* Start *

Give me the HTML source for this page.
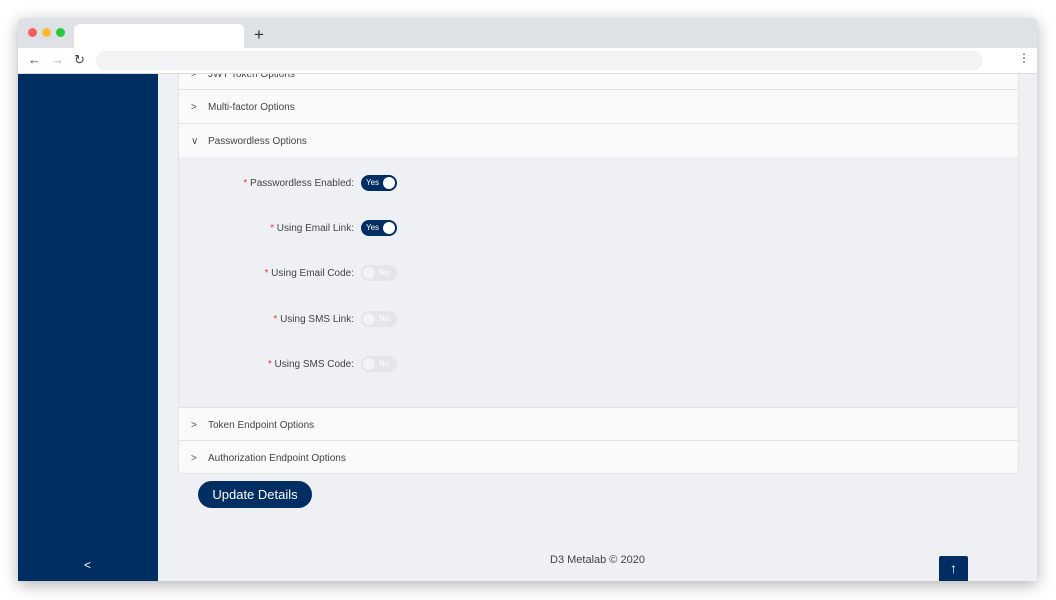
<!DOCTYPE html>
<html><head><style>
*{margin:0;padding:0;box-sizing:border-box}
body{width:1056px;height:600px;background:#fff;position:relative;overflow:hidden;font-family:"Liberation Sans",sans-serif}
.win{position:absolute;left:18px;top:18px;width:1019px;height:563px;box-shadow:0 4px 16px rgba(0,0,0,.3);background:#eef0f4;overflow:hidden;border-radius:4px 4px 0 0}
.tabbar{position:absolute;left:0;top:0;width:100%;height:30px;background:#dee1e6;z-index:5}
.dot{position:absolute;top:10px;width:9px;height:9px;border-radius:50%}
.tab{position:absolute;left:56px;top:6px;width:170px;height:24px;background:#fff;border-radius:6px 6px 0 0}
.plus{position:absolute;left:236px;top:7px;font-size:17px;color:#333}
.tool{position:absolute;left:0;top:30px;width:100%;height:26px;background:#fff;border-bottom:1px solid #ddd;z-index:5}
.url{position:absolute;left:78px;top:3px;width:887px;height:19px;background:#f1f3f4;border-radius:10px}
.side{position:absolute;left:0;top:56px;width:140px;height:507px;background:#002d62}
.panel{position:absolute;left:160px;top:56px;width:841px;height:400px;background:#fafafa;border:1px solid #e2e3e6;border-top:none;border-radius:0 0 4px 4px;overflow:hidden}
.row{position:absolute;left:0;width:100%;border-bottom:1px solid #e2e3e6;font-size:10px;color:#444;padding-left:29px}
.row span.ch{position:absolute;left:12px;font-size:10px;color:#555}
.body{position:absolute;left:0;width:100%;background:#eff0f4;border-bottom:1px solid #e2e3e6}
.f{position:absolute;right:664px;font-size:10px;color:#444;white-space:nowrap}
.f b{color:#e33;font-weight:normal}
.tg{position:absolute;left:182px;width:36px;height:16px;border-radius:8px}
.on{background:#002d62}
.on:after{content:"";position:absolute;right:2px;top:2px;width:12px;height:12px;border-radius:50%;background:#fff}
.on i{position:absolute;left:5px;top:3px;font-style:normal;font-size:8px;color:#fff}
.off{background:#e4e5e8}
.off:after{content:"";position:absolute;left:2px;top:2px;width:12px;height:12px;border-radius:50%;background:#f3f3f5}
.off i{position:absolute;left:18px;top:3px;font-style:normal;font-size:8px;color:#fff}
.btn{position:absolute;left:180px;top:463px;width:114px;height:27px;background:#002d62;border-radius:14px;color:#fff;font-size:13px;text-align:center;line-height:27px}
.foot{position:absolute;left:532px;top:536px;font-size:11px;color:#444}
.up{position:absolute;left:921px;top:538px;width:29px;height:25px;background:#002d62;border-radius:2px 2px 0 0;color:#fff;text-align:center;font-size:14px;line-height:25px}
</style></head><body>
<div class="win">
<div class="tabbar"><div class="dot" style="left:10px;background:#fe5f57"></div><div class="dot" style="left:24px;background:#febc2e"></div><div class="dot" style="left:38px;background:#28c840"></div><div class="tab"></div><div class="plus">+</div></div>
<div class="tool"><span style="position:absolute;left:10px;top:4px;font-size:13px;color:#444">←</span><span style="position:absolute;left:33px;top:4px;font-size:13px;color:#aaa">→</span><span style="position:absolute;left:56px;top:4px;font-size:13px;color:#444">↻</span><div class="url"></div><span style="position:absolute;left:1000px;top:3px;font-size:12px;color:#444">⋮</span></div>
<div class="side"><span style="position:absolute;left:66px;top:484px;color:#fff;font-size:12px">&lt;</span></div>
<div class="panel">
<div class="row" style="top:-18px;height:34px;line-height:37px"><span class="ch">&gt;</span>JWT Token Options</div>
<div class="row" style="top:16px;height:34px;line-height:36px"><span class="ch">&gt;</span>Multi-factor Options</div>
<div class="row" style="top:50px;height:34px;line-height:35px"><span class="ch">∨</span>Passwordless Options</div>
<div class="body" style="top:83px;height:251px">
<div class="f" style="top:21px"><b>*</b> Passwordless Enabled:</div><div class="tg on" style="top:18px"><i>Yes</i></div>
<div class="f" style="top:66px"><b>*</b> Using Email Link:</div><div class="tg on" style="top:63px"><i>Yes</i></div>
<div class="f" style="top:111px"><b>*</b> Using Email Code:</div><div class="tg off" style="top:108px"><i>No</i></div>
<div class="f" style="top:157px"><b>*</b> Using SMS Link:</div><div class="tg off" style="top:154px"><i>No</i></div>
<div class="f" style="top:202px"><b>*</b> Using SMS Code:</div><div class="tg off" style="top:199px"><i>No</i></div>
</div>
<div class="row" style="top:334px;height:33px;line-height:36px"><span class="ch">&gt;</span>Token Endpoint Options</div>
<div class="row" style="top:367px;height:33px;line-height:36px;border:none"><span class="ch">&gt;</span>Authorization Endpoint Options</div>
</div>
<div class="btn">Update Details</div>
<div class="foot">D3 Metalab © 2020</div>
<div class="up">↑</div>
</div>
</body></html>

* End *
* Start *

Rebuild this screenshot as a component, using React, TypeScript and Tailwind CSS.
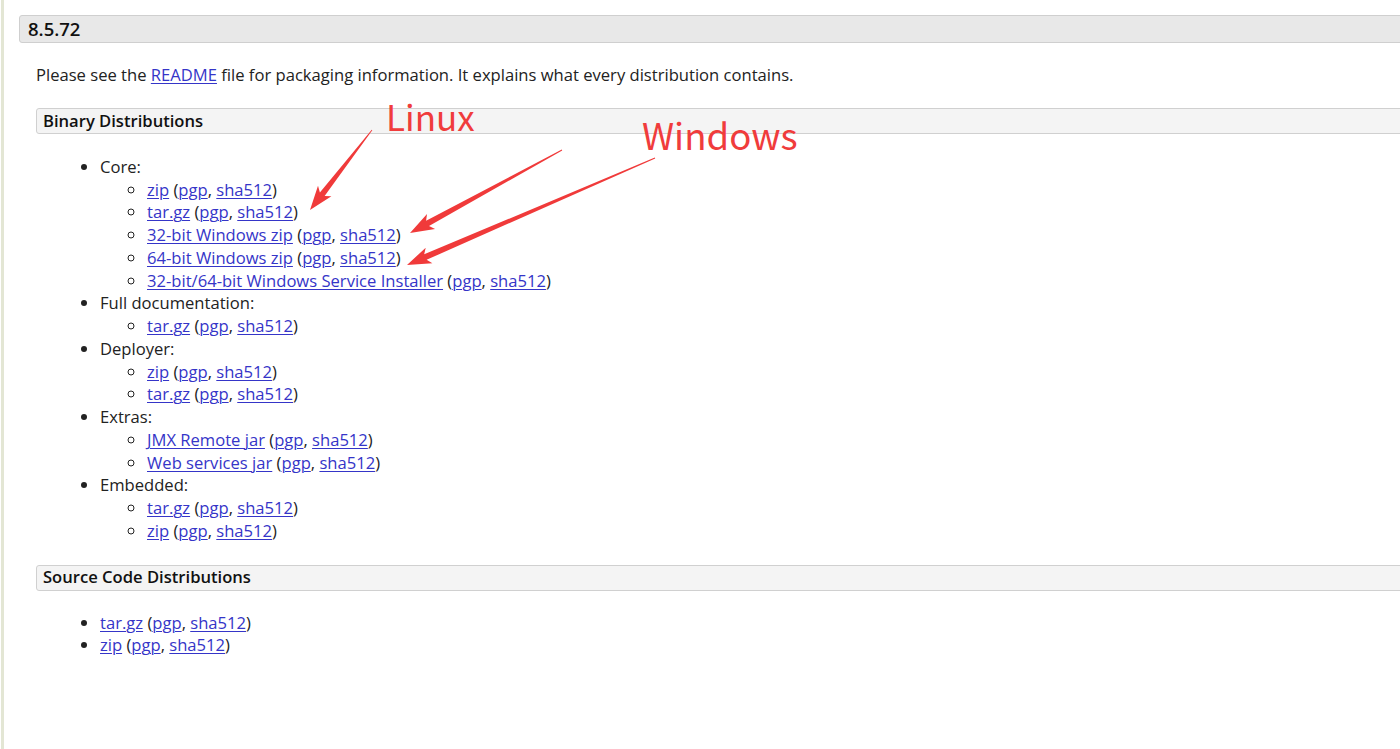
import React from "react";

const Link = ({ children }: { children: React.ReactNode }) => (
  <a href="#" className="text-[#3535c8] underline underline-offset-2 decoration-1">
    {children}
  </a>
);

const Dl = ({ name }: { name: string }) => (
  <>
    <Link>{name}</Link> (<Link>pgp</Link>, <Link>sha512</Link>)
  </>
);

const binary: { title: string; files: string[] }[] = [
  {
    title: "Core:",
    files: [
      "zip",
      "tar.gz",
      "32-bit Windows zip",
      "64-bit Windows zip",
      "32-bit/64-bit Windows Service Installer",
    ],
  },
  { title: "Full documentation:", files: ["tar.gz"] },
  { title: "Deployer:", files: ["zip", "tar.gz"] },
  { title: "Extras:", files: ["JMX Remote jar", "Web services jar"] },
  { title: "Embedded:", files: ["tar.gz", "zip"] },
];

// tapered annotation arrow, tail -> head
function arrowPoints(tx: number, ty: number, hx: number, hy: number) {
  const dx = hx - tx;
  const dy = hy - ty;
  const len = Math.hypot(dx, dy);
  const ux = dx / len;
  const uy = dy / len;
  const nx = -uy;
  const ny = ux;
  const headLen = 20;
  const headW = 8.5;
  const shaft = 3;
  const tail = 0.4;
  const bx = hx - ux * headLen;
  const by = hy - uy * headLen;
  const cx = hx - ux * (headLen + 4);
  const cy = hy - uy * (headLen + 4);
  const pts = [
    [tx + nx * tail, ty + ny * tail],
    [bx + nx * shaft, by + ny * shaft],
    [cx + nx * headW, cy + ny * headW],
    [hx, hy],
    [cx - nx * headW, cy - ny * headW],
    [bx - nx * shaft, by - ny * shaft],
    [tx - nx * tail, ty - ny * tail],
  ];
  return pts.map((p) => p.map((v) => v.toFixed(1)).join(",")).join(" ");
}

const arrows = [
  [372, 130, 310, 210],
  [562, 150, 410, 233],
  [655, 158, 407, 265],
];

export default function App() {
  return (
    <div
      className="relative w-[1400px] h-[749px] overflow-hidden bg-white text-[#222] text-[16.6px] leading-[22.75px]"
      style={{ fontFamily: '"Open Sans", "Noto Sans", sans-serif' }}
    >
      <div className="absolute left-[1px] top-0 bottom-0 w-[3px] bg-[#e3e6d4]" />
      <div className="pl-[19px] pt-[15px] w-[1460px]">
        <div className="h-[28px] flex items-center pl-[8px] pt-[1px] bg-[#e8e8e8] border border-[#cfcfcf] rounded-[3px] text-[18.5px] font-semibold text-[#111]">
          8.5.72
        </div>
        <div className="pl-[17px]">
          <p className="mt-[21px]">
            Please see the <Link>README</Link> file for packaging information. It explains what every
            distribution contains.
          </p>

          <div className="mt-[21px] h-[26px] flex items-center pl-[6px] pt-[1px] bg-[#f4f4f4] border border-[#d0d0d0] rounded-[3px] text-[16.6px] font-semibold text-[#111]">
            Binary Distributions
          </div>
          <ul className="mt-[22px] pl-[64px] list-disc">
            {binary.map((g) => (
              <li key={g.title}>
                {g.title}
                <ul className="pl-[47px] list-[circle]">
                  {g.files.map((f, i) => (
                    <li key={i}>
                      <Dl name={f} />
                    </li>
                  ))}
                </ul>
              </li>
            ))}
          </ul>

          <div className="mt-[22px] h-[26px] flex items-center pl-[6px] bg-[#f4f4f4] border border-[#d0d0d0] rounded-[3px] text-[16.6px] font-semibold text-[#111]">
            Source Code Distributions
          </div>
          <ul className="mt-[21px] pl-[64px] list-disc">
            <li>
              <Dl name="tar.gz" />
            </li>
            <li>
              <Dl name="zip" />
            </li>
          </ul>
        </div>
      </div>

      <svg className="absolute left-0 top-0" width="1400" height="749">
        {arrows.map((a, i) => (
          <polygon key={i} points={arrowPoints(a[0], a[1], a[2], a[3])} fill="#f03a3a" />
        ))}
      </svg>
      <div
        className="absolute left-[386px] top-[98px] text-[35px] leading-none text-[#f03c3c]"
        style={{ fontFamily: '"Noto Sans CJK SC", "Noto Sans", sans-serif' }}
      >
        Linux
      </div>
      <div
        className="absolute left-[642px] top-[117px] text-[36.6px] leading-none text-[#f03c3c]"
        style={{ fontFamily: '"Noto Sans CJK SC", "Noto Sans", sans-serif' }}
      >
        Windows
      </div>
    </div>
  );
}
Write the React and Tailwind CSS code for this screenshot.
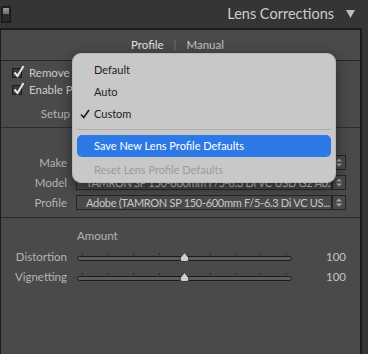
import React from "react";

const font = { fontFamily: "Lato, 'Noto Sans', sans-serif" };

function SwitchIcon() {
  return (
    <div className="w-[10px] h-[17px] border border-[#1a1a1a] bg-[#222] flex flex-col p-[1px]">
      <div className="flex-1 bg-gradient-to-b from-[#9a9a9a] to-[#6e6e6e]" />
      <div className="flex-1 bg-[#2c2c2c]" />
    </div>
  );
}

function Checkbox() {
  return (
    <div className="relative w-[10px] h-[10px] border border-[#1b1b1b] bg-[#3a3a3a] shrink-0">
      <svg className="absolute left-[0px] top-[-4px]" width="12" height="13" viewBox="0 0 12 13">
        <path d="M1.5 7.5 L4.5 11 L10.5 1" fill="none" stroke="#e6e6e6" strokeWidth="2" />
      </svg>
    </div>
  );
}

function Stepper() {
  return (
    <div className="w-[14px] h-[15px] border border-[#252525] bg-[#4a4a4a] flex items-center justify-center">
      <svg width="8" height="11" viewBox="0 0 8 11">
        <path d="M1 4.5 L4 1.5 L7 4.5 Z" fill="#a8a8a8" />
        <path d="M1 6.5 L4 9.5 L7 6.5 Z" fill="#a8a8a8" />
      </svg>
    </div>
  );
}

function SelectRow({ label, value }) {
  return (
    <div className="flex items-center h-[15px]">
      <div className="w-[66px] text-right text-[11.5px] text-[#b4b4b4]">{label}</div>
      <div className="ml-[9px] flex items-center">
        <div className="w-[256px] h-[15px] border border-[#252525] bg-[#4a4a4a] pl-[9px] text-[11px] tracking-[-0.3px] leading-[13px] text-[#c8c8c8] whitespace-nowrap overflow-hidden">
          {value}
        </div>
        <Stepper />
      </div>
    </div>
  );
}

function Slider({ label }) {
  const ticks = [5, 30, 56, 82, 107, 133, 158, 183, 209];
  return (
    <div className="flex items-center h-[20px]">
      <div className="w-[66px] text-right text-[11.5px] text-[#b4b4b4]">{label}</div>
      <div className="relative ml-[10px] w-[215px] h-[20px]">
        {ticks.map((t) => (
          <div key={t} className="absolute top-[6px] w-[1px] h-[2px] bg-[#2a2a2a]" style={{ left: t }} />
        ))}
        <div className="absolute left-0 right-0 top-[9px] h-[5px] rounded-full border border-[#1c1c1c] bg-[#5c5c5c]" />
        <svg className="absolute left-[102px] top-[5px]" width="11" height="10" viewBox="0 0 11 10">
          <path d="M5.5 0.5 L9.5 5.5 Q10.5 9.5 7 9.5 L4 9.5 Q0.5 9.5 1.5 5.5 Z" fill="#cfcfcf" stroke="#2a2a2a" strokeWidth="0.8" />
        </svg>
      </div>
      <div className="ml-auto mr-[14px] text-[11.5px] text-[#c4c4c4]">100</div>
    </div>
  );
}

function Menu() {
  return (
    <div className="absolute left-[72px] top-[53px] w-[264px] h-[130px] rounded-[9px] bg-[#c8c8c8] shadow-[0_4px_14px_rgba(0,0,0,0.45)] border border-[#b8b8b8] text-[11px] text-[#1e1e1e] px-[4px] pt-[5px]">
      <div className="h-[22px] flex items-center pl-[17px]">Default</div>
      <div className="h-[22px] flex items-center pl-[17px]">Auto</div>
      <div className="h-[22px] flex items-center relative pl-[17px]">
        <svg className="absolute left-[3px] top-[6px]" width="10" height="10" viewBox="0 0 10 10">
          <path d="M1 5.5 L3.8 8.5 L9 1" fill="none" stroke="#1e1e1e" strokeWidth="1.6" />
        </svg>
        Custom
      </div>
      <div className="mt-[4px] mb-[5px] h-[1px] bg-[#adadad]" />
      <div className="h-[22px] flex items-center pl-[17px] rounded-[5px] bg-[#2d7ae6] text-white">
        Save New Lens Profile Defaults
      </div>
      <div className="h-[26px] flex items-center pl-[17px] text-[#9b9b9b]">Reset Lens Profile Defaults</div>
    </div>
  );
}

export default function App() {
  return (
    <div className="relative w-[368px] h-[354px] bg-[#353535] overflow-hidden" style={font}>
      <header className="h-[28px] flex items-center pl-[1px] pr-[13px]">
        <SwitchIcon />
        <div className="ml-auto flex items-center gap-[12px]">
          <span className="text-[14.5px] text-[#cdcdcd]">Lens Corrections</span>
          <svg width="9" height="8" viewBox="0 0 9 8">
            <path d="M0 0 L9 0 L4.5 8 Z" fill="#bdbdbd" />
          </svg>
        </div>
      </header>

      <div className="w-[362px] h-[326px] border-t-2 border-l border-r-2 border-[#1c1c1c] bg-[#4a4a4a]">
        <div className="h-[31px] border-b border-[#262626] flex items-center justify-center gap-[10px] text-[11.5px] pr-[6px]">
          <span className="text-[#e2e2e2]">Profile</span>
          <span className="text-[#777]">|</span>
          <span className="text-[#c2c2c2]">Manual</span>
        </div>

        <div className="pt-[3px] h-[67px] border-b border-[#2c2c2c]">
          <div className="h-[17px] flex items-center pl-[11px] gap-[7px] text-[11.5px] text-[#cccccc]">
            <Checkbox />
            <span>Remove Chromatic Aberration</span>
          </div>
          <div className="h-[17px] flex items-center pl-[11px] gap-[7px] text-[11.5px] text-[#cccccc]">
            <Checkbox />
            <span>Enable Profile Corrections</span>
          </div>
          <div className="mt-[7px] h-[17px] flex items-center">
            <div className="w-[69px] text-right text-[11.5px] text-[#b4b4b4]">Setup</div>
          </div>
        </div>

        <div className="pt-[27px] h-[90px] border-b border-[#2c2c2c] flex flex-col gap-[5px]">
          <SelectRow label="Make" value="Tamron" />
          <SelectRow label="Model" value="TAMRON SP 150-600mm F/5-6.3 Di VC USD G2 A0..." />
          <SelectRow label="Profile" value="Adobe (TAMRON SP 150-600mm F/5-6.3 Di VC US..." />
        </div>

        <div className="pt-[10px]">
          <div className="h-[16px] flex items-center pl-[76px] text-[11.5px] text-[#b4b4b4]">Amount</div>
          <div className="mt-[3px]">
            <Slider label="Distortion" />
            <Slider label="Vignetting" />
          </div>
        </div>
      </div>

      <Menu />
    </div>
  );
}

* End *
* Start *

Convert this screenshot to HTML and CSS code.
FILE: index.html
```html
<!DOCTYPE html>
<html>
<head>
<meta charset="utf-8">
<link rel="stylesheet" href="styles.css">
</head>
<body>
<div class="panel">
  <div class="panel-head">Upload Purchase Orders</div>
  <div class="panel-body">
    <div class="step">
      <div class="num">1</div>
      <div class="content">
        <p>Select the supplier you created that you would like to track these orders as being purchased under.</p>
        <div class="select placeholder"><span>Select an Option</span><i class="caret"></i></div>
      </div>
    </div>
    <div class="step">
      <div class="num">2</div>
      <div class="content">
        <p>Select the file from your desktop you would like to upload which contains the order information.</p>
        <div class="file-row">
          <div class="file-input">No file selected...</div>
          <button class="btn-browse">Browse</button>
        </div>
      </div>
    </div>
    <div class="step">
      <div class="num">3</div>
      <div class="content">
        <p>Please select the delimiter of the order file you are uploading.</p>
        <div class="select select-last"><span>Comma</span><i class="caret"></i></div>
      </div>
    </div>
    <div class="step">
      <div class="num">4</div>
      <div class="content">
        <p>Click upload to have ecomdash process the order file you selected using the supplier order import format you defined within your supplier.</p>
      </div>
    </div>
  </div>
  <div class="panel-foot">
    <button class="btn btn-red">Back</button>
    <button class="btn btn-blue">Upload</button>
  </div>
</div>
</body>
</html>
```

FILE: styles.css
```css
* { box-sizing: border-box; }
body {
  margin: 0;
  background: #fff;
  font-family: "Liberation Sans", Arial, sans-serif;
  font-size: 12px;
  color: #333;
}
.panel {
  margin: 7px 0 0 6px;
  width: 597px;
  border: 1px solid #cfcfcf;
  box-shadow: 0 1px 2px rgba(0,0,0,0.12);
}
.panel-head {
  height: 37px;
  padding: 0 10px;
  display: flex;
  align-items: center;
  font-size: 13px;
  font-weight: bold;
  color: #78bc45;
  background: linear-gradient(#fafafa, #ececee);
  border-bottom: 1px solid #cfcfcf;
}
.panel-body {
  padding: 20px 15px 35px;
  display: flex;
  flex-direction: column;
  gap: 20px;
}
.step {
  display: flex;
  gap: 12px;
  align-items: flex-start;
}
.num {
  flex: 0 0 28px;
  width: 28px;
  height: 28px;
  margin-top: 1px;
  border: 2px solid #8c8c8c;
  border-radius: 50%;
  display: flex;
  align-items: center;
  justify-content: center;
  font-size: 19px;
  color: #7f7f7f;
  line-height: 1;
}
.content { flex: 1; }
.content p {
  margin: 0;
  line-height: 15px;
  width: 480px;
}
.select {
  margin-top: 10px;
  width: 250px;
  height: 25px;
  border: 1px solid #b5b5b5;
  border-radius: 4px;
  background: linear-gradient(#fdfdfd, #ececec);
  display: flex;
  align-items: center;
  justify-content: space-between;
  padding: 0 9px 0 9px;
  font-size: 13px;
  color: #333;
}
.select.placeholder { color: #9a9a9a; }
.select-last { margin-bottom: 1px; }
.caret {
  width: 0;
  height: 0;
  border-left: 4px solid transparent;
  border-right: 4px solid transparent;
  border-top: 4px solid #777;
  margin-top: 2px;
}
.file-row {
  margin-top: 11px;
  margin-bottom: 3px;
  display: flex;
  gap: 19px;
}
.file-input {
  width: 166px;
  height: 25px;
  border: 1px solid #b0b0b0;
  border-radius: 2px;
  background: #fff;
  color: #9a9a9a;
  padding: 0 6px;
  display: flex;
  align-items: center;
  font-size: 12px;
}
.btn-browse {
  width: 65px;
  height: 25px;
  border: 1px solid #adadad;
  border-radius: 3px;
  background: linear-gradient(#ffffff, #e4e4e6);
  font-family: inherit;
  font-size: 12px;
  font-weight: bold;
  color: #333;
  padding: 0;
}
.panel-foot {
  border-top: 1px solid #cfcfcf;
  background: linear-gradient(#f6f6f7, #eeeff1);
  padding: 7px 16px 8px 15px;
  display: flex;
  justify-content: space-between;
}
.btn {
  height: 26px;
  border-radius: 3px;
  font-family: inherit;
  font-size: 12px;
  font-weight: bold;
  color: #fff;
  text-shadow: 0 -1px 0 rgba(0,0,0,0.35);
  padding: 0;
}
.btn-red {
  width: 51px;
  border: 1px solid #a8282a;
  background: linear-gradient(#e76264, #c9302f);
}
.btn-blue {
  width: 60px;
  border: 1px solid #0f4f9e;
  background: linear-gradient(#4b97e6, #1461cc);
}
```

* End *

From the listing, copy every line where the string "this" appears.

Give me the HTML source for this page.
Rebuild this screenshot as a component, using React, TypeScript and Tailwind CSS.
Write the React and Tailwind CSS code for this screenshot.
Convert this screenshot to HTML and CSS code.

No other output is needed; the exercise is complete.